You propose making the RTP process a mere naked assertion of despotic
authority by the teacher ("I'm enforcing that rule, now," etc.), apparently
because you are convinced that this is the ineluctable character of the
teacher-student or adult-child relationship regardless of good intentions,
good training, and the cultivation of good relationships. This is human
nature, you seem to be saying, and it is incapable of change. With all due
respect, Bill, I don't buy that.
I view the disruptions in terms of a conflict within the child.
On one side is control of the sequence "distract someone then go to the RTC
to develop skill in not distracting people from learning". (I accept that
all the children as well as the teacher are controlling this. It is no more
complex than control of "If you are still moving when 'it' says 'red light'
and opens his eyes, then you're out." Note that it requires distinguishing
when people are learning from when they are not; distraction is fine at
other times in the RTP classroom, we are told.)
On the other side of the conflict is control of something else which has
the forseeable effect of distracting others. (Something that is clearly an
accident, like unintentionally dropping a book on the floor, is not
perceived as a disruption.)
The intent, as I see it, is to frame events in terms of this conflict
within the child. This conflict is the basis for a choice. The child
resolved the conflict by lowering the gain on control of "no distractions".
The reason for the verb "choose" is to affirm the child's responsibility
for controlling both sides of the conflict, not just the side that resulted
in distracting someone. So maybe there is some less objectionable way to do
that.
I hope this clarifies why calling RTP teachers lying hypocrites was just
way off base. I think we already know that it was terribly destructive.
Calling the interaction coercive appears to me to be an outgrowth of your
underlying assumptions about the nature of school and the nature of
adult-child relationships. Whether or not we agree about those assumptions,
they are a separate matter from use of the verb "choose" and what it
signifies. If the interaction is coercive, that is not affected one way or
another by the words used, and the recommendation of a different verbal
formula will not prevent the possibility of coercion. However, the
formulation you have recommended, on the contrary, guarantees it.
What
you should say, to get the lesson you're trying to teach across, is "The
rule I thought you had agreed to is that if you disrupt a second time, you
must go to the RTC. I'm enforcing that rule, now, and I hope you can work
out a way of not disrupting in the future, because if you do it again, I'll
enforce the rule again. I hope you do work it out, because I like having
you in my class. See you later."
Even this has punitive overtones.
Indeed it does. It points to the effect of distracting others, labelled as
a disruption. It doesn't point to the conflict in the child and nudge the
child to go up a level. It re-frames that conflict as an authoritative
confrontation between the child and the teacher enforcing the rule. Good
luck to the RTC teacher!
Here is one place I got an impression of some of your assumptions:
We're talking about a person who is in what we all agree
is a fundamentally coercive system, not by choice but by law.

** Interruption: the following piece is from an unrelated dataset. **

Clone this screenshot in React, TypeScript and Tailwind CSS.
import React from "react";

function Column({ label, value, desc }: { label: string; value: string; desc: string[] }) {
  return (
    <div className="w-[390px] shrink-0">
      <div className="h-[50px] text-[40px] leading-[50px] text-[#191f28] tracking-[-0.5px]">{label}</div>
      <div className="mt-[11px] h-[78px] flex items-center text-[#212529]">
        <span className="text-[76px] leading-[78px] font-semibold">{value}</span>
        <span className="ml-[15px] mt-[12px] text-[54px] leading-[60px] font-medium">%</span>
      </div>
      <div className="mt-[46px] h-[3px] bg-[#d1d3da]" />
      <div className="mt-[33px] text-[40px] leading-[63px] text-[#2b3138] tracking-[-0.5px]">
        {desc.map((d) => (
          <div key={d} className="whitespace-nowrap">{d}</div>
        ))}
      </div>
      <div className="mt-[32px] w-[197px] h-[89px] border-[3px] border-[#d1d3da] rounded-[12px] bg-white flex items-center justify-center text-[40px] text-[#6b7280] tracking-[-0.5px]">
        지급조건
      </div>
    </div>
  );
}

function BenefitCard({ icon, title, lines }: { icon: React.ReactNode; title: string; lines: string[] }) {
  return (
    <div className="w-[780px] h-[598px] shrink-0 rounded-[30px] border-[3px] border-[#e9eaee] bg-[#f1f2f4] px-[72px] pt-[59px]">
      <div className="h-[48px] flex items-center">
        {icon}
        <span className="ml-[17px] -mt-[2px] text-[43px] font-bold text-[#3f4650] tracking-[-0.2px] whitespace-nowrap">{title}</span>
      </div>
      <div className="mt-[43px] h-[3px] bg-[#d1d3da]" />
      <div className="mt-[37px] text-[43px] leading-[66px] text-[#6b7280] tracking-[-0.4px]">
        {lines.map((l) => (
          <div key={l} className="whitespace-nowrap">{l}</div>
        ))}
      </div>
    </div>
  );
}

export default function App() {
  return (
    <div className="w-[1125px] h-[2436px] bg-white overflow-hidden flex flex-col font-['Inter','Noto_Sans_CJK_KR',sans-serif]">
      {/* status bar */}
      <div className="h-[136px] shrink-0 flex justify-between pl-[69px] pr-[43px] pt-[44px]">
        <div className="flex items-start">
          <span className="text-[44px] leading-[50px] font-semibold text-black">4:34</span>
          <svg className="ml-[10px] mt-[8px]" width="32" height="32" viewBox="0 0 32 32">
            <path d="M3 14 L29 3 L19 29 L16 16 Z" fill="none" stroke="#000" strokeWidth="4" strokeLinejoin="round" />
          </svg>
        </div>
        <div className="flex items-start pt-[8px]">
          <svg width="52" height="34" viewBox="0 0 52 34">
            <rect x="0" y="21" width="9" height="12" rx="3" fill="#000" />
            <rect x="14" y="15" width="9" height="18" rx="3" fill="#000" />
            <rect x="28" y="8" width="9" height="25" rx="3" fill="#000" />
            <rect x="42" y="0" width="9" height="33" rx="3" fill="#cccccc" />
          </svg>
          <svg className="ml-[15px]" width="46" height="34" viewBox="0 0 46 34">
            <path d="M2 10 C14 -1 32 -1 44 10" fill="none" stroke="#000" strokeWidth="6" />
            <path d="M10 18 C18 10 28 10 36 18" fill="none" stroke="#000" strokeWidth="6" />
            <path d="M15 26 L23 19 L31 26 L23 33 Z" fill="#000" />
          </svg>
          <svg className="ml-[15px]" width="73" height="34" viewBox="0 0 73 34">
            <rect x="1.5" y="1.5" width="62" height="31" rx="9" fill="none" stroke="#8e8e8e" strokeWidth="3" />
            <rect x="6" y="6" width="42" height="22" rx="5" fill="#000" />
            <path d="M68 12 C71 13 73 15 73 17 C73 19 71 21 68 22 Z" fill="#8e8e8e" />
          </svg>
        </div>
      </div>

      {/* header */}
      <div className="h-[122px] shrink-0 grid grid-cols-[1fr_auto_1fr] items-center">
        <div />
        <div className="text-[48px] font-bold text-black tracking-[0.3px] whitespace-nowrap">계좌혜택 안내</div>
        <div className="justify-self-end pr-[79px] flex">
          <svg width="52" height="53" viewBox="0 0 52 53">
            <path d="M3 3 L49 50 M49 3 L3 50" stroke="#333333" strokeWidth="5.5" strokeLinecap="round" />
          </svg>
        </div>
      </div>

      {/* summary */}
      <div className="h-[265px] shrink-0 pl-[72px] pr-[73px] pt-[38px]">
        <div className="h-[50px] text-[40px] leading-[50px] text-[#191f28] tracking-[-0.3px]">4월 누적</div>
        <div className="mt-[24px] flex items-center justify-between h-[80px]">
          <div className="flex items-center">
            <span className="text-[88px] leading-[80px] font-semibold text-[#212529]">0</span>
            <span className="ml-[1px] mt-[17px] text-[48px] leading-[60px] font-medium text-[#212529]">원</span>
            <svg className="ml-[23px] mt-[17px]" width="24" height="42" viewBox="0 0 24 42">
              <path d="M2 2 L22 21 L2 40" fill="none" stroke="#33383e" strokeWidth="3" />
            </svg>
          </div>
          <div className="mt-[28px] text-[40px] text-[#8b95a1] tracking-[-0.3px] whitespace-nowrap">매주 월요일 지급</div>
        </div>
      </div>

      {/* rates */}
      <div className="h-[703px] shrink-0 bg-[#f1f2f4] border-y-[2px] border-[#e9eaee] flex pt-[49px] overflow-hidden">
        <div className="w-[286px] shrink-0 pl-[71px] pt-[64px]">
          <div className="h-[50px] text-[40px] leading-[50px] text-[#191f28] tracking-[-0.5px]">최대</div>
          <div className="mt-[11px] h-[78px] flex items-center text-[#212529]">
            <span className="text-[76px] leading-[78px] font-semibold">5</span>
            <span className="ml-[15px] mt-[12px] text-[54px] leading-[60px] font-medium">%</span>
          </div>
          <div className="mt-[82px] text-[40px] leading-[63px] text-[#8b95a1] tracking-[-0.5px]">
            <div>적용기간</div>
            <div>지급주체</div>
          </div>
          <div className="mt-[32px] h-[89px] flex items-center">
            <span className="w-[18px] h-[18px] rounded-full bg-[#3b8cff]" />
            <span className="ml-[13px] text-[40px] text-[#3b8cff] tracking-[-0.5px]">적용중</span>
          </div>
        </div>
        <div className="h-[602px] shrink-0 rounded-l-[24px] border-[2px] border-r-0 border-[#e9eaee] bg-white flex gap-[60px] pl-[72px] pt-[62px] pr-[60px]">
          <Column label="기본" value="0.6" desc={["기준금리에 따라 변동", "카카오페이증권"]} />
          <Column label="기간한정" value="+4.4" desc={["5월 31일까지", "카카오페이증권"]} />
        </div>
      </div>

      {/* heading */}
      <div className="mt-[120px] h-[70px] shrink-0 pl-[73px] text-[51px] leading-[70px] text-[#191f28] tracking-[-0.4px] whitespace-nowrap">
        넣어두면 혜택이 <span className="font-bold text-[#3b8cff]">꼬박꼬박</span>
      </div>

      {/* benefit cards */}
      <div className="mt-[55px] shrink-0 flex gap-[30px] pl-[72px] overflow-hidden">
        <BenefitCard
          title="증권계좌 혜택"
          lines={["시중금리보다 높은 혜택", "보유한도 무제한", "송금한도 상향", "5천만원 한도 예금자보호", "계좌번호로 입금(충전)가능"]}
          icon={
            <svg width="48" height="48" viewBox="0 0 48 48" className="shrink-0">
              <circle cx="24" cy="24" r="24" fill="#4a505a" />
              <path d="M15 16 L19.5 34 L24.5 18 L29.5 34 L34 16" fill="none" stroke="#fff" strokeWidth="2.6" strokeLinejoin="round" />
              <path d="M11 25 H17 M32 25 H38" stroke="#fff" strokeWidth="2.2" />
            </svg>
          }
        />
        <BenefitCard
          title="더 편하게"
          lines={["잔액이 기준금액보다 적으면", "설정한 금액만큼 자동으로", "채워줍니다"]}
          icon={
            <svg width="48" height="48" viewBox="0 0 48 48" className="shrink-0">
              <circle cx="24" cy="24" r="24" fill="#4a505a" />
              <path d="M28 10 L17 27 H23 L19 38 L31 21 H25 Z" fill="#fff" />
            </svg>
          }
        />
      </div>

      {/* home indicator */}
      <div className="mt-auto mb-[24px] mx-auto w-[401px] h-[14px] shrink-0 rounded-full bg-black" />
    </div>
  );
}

We're
talking about helping the [child] learn to live in that system, to see
its (supposed) advantages, and to avoid coming afoul of its hooks and
snares. I would also say we're teaching the person how to tolerate the
system, how to deal with it, and how to remain rational in the midst
of irrationality.
I read here your profound distrust of schools and teachers. I read here
your conviction that they lay ill-intended traps for children ("hooks and
snares"), that the apparent advantages of schools are illusory, and that
the school environment is filled with irrationality. I read that the best
that teachers can do is to help the child to slip through as little touched
by the experience as possible.
Is it possible, Bill, that these perceptions are not universal? And not
because those who do not share your view are duped or dull?

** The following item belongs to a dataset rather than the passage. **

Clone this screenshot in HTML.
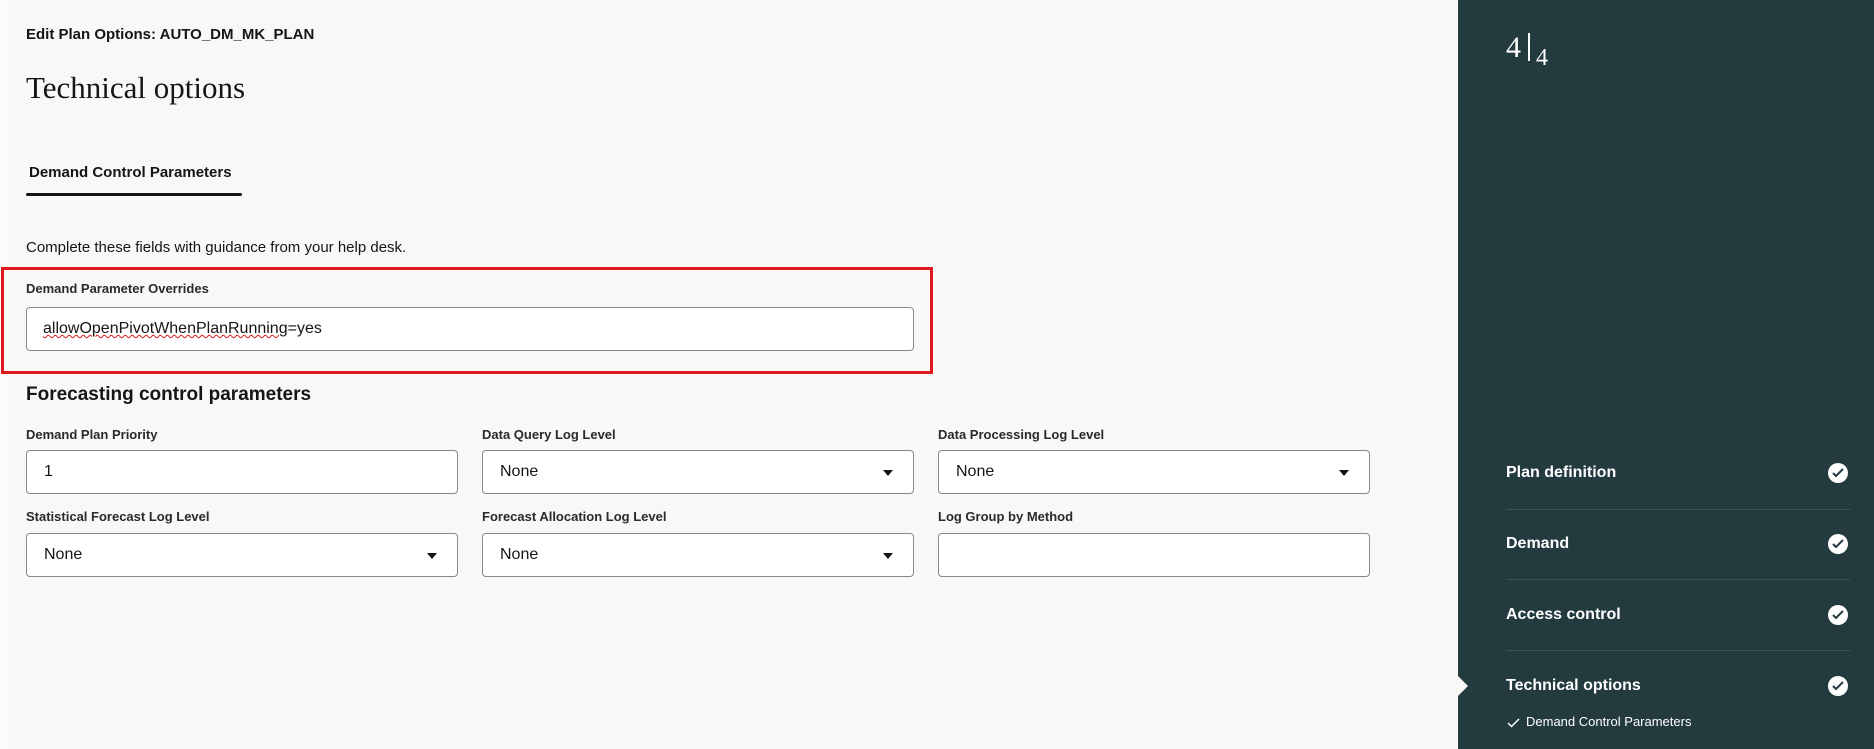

It seems to me that at some point you have to trust the teachers in the RTC
school. An alternative is to abandon an enterprise that you appear to
believe is deeply flawed.
We're talking, too, about a person who can be forgetful, who can be
distracted, who has volatile intentions that are not yet built into a
logical, orderly, and consistent structure -- a child.
Yes. And the child is learning to keep a commitment no more complex than
commitments kept on the playground -- which side you're on, what happens if
you play out of turn, what happens if you're caught off base, and so on.

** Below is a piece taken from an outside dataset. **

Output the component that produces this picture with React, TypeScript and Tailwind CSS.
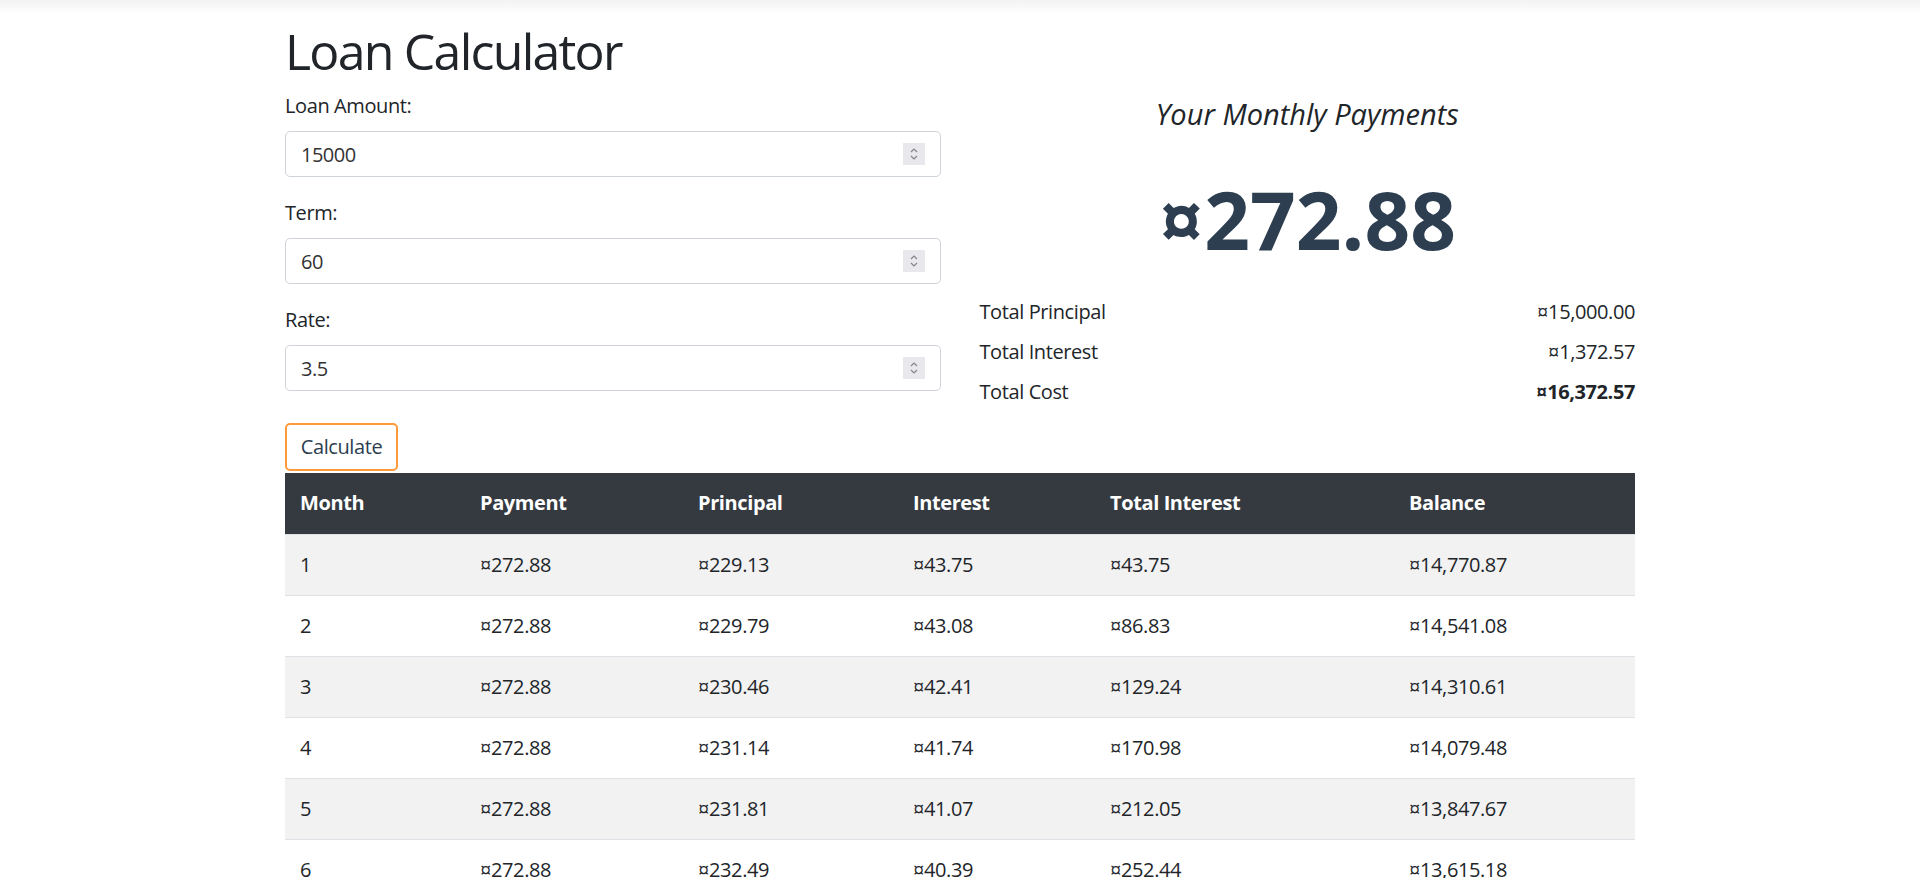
import { useState } from "react"

type Row = {
  month: number
  payment: string
  principal: string
  interest: string
  totalInterest: string
  balance: string
}

const rows: Row[] = [
  { month: 1, payment: "¤272.88", principal: "¤229.13", interest: "¤43.75", totalInterest: "¤43.75", balance: "¤14,770.87" },
  { month: 2, payment: "¤272.88", principal: "¤229.79", interest: "¤43.08", totalInterest: "¤86.83", balance: "¤14,541.08" },
  { month: 3, payment: "¤272.88", principal: "¤230.46", interest: "¤42.41", totalInterest: "¤129.24", balance: "¤14,310.61" },
  { month: 4, payment: "¤272.88", principal: "¤231.14", interest: "¤41.74", totalInterest: "¤170.98", balance: "¤14,079.48" },
  { month: 5, payment: "¤272.88", principal: "¤231.81", interest: "¤41.07", totalInterest: "¤212.05", balance: "¤13,847.67" },
  { month: 6, payment: "¤272.88", principal: "¤232.49", interest: "¤40.39", totalInterest: "¤252.44", balance: "¤13,615.18" },
]

// small up/down spinner like the native number input
function Spinner() {
  return (
    <div className="absolute right-[16px] top-[12px] flex h-[22px] w-[22px] items-center justify-center bg-[#e9e9ed]">
      <svg width="10" height="16" viewBox="0 0 10 16" fill="none" stroke="#858585" strokeWidth="1.2">
        <path d="M2 6 L5 3 L8 6" />
        <path d="M2 10 L5 13 L8 10" />
      </svg>
    </div>
  )
}

function Field({ label, value, onChange }: { label: string; value: string; onChange: (v: string) => void }) {
  return (
    <div className="mb-[21px]">
      <label className="mb-[10px] block text-[20px] leading-[30px]">{label}</label>
      <div className="relative">
        <input
          value={value}
          onChange={(e) => onChange(e.target.value)}
          className="block h-[46px] w-full rounded-[5px] border border-[#ced4da] bg-white px-[15px] text-[20px] tracking-[-0.025em] text-[#333] outline-none"
        />
        <Spinner />
      </div>
    </div>
  )
}

export default function App() {
  const [amount, setAmount] = useState("15000")
  const [term, setTerm] = useState("60")
  const [rate, setRate] = useState("3.5")

  return (
    <div className="min-h-screen bg-white font-['Open_Sans',sans-serif] tracking-[-0.025em] text-[#212529]">
      <div className="h-[14px] bg-gradient-to-b from-[#f2f2f2] to-white" />
      <div className="mx-auto w-[1350px] pt-[7px]">
        <h1 className="mb-[10px] text-[50px] font-normal leading-[60px] tracking-[-0.035em]">Loan Calculator</h1>

        <div className="grid grid-cols-2 items-start gap-x-[39px]">
          <div>
            <Field label="Loan Amount:" value={amount} onChange={setAmount} />
            <Field label="Term:" value={term} onChange={setTerm} />
            <Field label="Rate:" value={rate} onChange={setRate} />
            <button className="mt-[11px] h-[48px] w-[113px] rounded-[5px] border-2 border-[#fd9a3c] text-[20px] text-[#2c3e50]">
              Calculate
            </button>
          </div>

          <div>
            <div className="mt-[6px] text-center text-[29px] italic leading-[34px] tracking-normal">Your Monthly Payments</div>
            <div className="mt-[40px] text-center text-[80px] font-bold leading-[96px] tracking-normal text-[#2c3e50]">¤272.88</div>
            <div className="mt-[25px] text-[20px]">
              <div className="flex h-[40px] items-center justify-between">
                <span>Total Principal</span>
                <span>¤15,000.00</span>
              </div>
              <div className="flex h-[40px] items-center justify-between">
                <span>Total Interest</span>
                <span>¤1,372.57</span>
              </div>
              <div className="flex h-[40px] items-center justify-between">
                <span>Total Cost</span>
                <span className="font-bold">¤16,372.57</span>
              </div>
            </div>
          </div>
        </div>

        <table className="mt-[2px] w-full border-collapse text-left text-[20px]">
          <thead>
            <tr className="h-[61px] border-b border-[#dee2e6] bg-[#343a40] text-white">
              <th className="w-[180px] px-[15px] font-bold">Month</th>
              <th className="w-[218px] px-[15px] font-bold">Payment</th>
              <th className="w-[215px] px-[15px] font-bold">Principal</th>
              <th className="w-[197px] px-[15px] font-bold">Interest</th>
              <th className="w-[299px] px-[15px] font-bold">Total Interest</th>
              <th className="px-[15px] font-bold">Balance</th>
            </tr>
          </thead>
          <tbody>
            {rows.map((r, i) => (
              <tr key={r.month} className={`h-[61px] border-b border-[#dee2e6] ${i % 2 === 0 ? "bg-[#f2f2f2]" : "bg-white"}`}>
                <td className="px-[15px]">{r.month}</td>
                <td className="px-[15px]">{r.payment}</td>
                <td className="px-[15px]">{r.principal}</td>
                <td className="px-[15px]">{r.interest}</td>
                <td className="px-[15px]">{r.totalInterest}</td>
                <td className="px-[15px]">{r.balance}</td>
              </tr>
            ))}
          </tbody>
        </table>
      </div>
    </div>
  )
}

These are not rules made up by a bully and imposed on everyone else.
The teacher is helping the child to build control structures for making and
keeping social commitments and for reducing conflict with others.
You say "When the rules constrain the choices to two, depending on the
value of a variable, you know much more than you would otherwise. The
person is making one choice, or the other, or they are no longer in the
game."
I think you're forgetting that the child does not have a choice about being
in the game.
Being out of the game is expulsion from school. I grew up with kids who
definitely, and by their own explicit statement of intention both before
and after, chose to be expelled from school. Their means was to persist in
disrupting and destroying things until they were sent home. I grew up in a
trailer park in Florida cracker country. I am not naive about these things.
I would like to see my children taught that rules, if they are fair to all
and needed to preserve good relations with others, should be freely adopted
and faithfully obeyed even if nobody else requires you to do so. And no
rule that is unfair and that leads to bad relations should be adopted and
obeyed except merely to avoid any bad consequences from others who take it
on themselves to enforce it. I would certainly not want them taught that
rules are to be accepted just because somebody thought them up.
I see no conflict between this and RTP. Do you?
If you choose to stay disentangled from this, that's fine. We are talking
about an area of application projected beyond what has been solidly
demonstrated in PCT. I am pushing back against what seem to me to be
unwarranted conclusions. If we are content to say "We don't really know
yet. Let's watch what happens in RTP schools, and see if we can get some
good data." that would be a good outcome requiring no further debate here.